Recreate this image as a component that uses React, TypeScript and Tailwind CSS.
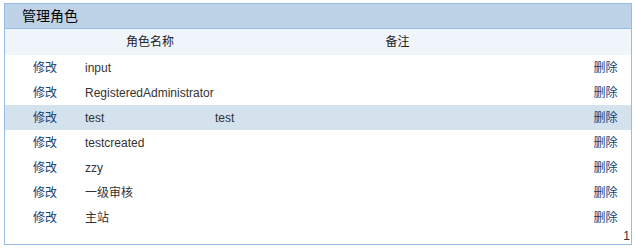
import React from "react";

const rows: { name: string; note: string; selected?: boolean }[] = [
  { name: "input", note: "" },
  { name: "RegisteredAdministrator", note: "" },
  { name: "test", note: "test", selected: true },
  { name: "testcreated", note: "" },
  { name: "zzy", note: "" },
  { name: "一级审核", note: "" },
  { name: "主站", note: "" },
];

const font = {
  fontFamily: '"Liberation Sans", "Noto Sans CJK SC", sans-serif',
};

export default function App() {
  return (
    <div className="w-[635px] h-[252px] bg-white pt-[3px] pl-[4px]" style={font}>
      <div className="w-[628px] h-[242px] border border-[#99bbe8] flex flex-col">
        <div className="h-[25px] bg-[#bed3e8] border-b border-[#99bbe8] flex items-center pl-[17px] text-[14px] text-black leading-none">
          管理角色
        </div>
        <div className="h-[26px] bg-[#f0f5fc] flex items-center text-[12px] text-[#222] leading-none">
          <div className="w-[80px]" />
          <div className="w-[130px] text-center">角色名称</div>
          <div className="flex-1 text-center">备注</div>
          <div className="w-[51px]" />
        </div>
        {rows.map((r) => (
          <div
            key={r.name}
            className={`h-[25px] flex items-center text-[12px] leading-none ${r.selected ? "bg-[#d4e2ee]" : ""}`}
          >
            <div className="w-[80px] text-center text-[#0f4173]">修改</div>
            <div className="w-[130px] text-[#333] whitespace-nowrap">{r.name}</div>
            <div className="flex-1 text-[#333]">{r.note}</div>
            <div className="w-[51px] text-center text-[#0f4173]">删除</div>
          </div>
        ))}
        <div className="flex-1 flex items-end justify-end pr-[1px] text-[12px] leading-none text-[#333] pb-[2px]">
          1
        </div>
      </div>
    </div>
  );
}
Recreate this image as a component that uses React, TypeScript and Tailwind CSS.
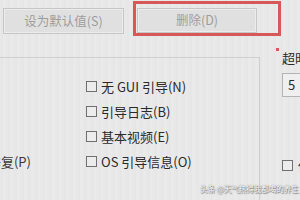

────

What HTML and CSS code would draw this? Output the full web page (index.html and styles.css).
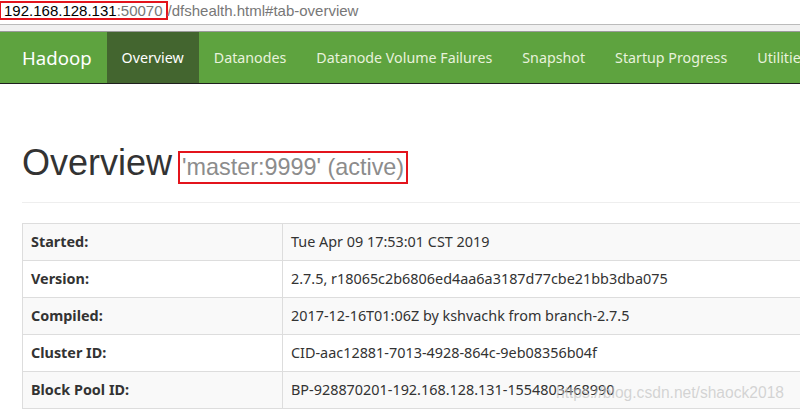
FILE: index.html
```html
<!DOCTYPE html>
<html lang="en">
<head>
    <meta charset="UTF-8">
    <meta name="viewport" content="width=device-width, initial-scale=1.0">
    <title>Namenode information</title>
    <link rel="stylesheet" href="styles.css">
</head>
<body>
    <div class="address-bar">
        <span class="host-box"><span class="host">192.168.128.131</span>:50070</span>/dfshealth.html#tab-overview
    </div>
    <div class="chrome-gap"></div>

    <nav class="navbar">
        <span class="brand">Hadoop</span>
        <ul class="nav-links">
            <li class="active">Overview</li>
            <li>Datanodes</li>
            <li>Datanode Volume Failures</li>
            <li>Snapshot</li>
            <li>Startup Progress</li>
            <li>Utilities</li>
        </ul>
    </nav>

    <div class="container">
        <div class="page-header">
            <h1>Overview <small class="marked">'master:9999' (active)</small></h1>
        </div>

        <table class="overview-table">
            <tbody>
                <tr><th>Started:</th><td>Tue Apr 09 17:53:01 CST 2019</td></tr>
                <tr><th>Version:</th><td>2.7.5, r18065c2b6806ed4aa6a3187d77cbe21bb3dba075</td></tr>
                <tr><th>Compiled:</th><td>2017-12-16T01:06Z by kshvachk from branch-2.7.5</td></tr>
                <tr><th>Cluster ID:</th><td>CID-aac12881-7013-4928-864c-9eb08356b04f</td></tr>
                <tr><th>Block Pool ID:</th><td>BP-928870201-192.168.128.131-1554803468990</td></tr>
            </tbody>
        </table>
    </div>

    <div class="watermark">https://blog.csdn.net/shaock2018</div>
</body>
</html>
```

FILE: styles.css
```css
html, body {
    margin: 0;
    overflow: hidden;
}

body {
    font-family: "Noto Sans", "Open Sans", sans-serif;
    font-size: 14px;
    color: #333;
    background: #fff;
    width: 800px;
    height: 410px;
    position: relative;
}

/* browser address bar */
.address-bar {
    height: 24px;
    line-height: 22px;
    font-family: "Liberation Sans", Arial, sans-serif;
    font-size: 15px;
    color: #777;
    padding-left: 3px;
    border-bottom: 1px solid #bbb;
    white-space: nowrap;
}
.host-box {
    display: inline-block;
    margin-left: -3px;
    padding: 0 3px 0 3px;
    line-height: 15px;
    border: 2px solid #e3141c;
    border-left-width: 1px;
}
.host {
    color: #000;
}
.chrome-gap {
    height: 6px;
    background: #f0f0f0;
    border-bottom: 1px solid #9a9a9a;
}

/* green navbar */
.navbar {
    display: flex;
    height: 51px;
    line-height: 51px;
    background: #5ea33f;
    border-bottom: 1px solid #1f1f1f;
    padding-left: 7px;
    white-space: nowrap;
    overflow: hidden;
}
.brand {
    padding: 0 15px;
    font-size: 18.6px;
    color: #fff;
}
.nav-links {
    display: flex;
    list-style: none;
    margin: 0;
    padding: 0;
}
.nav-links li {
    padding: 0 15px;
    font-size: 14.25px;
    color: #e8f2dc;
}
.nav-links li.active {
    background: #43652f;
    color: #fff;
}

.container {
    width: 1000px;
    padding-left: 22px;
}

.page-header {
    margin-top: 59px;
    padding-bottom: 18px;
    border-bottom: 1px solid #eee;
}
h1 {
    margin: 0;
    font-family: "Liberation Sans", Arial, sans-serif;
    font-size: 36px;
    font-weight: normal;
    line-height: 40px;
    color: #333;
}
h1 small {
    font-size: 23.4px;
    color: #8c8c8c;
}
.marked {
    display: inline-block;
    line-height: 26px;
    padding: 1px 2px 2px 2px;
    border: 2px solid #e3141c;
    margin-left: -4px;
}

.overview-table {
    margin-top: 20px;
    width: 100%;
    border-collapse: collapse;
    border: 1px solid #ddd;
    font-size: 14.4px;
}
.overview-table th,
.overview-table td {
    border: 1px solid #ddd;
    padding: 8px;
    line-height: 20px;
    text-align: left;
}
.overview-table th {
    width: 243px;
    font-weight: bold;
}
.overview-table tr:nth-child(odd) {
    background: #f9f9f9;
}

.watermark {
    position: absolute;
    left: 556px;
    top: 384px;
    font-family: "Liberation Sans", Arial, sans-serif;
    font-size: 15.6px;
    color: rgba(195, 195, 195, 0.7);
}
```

────

→ Work required
Count every line in the listing above that holds "page", then report only the count.

→ Written solution
3